Required task: Find the word "screenshot" in the records below. List each line containing it.
================
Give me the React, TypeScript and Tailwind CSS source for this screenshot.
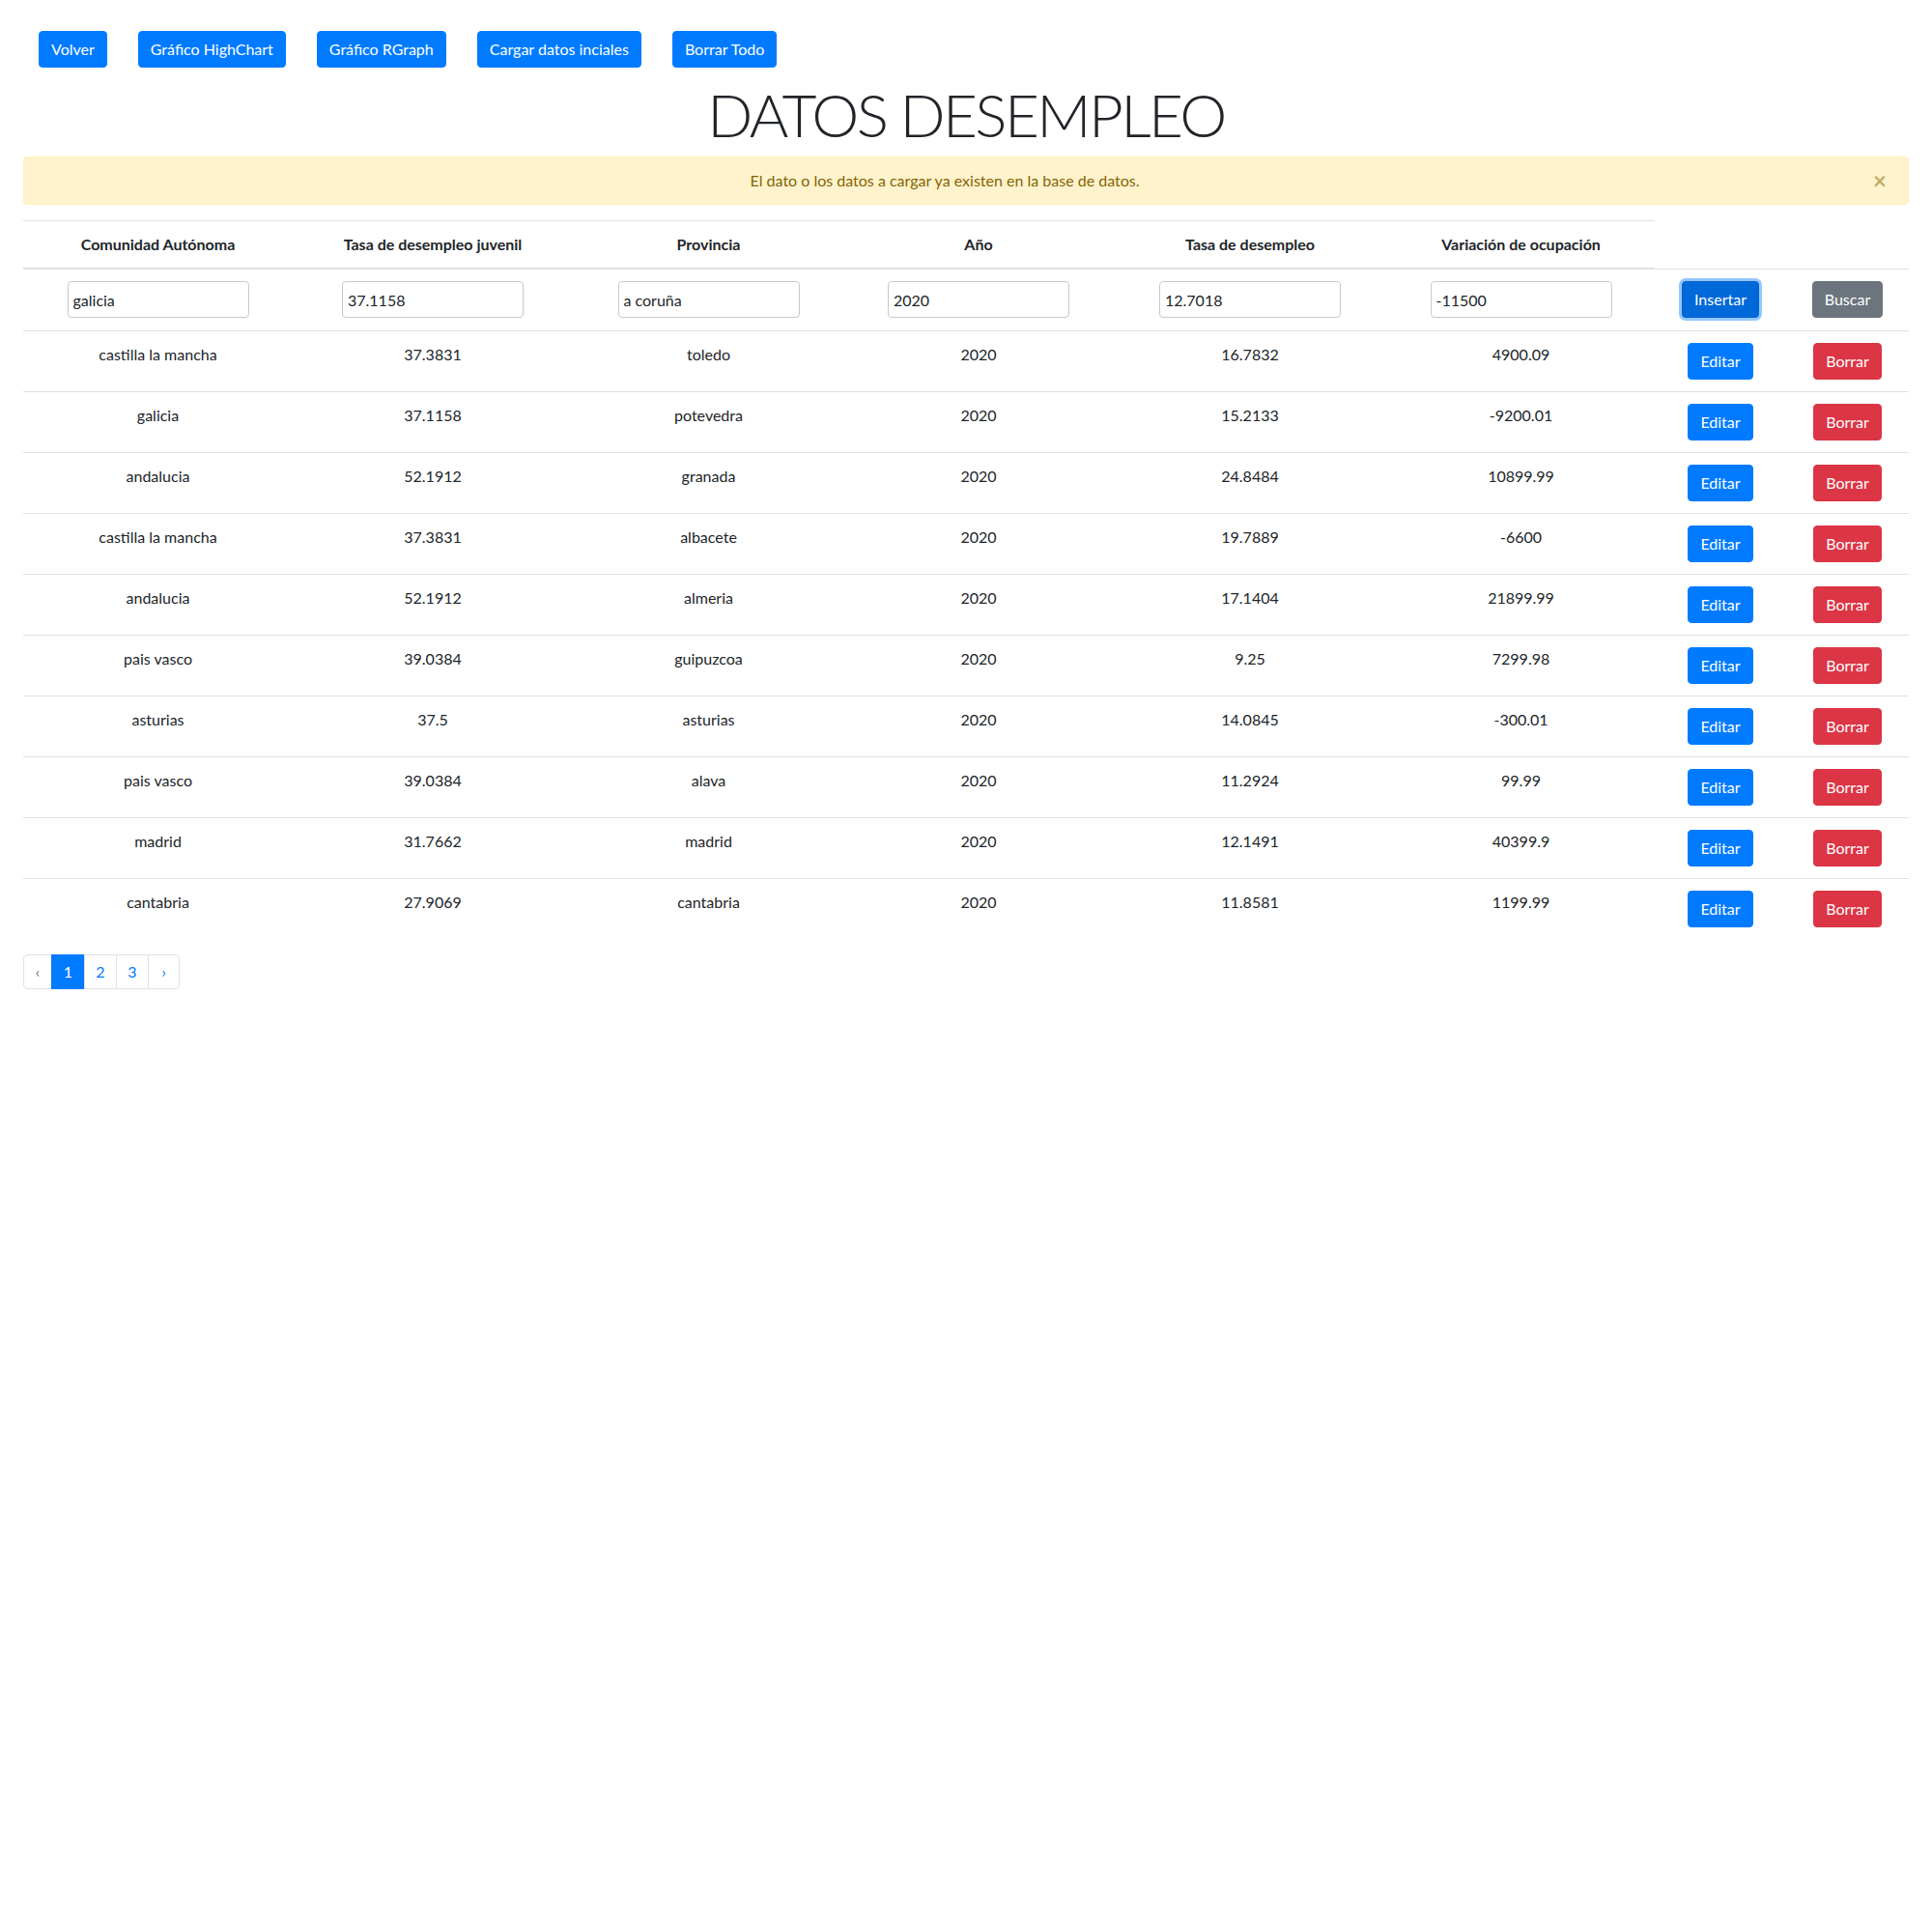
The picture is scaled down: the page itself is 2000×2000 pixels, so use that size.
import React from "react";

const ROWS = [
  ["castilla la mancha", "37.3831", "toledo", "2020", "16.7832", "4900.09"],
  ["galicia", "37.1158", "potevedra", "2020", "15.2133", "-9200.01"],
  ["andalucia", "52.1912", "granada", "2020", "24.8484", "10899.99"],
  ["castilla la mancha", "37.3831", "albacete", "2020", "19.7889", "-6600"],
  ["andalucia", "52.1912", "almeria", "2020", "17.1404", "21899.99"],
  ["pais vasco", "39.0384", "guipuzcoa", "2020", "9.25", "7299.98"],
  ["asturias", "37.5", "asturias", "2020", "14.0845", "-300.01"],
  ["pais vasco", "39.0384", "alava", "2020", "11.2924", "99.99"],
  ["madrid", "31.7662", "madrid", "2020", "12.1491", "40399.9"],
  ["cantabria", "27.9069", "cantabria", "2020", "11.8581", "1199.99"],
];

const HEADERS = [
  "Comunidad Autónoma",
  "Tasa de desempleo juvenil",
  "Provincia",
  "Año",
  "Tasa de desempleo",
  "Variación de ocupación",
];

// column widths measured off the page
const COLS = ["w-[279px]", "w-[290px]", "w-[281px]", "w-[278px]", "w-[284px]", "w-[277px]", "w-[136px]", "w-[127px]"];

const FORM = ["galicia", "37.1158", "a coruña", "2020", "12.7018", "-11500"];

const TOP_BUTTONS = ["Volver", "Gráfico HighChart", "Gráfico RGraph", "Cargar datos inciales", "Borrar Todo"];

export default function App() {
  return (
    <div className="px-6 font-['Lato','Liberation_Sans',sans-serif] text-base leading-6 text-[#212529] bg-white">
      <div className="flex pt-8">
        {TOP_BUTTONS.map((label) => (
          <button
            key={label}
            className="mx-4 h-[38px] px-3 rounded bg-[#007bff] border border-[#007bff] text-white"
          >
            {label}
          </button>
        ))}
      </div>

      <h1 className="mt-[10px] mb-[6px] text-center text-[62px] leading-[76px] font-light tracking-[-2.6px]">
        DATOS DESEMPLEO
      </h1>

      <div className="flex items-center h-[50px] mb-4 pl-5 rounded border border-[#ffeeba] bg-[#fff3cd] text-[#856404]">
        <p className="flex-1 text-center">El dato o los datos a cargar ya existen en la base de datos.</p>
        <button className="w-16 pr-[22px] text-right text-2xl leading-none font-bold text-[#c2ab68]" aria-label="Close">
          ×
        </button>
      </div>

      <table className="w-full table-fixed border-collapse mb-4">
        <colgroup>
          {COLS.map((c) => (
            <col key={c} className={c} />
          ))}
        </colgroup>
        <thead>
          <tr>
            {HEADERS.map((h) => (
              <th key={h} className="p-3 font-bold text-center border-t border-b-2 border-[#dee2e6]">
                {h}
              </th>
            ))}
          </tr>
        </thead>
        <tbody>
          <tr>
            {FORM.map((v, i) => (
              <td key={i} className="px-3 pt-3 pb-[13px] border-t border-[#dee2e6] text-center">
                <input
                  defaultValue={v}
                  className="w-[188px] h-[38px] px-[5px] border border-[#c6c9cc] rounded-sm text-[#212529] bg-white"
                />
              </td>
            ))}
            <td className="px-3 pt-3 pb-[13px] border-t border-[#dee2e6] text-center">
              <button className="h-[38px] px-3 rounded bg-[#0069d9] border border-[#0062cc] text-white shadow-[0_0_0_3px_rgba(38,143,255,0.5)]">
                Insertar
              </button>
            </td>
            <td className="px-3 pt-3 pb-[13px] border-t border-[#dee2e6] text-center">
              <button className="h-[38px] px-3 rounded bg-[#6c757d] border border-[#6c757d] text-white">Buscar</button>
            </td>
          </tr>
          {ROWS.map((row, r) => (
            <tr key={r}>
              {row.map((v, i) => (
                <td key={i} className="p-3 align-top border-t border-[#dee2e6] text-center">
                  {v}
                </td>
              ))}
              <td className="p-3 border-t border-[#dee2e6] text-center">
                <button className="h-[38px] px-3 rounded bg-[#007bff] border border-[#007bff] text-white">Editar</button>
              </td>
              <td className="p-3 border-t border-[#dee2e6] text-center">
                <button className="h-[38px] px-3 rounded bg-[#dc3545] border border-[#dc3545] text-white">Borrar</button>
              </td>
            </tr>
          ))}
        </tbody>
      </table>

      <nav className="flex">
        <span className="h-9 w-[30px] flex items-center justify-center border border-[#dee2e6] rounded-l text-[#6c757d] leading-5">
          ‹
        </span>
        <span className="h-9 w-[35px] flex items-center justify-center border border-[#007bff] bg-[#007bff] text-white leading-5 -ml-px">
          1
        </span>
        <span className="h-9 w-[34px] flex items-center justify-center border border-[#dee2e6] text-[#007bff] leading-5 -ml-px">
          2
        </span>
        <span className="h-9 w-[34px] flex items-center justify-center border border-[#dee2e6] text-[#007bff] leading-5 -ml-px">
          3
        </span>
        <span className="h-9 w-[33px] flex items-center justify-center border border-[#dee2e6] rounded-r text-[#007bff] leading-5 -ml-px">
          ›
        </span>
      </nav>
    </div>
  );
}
================
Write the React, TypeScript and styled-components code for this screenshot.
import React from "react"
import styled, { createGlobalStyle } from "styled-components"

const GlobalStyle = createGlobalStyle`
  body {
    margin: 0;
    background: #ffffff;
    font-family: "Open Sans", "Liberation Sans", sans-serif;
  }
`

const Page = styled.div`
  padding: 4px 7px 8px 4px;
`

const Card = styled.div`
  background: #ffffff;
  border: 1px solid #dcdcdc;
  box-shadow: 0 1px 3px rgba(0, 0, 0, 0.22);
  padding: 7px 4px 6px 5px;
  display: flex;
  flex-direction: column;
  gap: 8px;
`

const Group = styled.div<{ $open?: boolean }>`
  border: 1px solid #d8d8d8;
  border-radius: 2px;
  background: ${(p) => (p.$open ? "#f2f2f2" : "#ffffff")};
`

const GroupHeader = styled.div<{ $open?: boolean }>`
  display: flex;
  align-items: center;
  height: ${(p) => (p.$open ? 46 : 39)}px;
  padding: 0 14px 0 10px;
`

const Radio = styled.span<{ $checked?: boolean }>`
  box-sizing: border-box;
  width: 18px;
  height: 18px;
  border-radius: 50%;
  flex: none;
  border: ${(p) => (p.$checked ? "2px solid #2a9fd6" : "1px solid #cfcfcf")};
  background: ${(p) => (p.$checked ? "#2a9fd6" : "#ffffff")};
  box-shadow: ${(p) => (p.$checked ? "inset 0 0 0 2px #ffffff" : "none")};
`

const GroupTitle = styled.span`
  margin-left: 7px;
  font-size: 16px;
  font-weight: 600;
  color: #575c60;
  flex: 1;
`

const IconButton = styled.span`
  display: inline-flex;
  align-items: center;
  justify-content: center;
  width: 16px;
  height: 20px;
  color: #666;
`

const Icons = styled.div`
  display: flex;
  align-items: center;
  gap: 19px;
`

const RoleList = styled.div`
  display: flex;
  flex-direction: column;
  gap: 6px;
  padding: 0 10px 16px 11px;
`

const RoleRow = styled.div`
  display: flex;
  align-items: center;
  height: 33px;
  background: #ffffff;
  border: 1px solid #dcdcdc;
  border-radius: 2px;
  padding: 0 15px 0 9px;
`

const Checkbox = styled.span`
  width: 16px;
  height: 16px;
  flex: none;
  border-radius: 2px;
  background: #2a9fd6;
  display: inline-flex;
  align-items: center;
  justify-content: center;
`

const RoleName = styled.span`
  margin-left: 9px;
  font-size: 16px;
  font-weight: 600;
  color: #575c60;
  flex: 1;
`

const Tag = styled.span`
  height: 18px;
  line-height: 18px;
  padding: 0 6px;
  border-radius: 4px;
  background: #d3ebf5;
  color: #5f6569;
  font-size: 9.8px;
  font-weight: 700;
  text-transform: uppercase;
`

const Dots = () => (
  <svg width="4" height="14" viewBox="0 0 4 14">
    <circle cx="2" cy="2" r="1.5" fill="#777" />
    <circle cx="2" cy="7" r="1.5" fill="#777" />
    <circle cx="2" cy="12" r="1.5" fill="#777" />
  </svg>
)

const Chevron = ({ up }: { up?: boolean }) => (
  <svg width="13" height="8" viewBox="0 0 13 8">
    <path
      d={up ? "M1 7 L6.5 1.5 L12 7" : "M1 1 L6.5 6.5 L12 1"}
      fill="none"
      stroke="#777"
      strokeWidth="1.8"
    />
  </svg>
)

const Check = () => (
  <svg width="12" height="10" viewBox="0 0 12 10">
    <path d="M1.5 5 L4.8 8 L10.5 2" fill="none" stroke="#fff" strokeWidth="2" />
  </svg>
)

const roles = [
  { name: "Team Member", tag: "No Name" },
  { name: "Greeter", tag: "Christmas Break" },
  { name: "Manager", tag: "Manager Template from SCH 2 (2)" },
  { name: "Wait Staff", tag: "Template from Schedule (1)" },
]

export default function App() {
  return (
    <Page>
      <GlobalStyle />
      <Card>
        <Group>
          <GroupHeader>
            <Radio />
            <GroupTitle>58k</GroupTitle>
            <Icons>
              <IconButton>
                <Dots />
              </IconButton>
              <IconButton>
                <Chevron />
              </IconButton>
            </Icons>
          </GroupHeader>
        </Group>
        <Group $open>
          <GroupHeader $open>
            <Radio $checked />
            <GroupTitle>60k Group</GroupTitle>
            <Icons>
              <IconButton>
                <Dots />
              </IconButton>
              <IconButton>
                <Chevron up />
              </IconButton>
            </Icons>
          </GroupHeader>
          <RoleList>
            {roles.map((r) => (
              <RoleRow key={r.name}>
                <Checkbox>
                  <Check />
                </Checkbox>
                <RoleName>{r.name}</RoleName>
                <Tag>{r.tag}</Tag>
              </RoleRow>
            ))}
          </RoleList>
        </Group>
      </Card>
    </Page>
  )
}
================
Output below:
Give me the React, TypeScript and Tailwind CSS source for this screenshot.
Write the React, TypeScript and styled-components code for this screenshot.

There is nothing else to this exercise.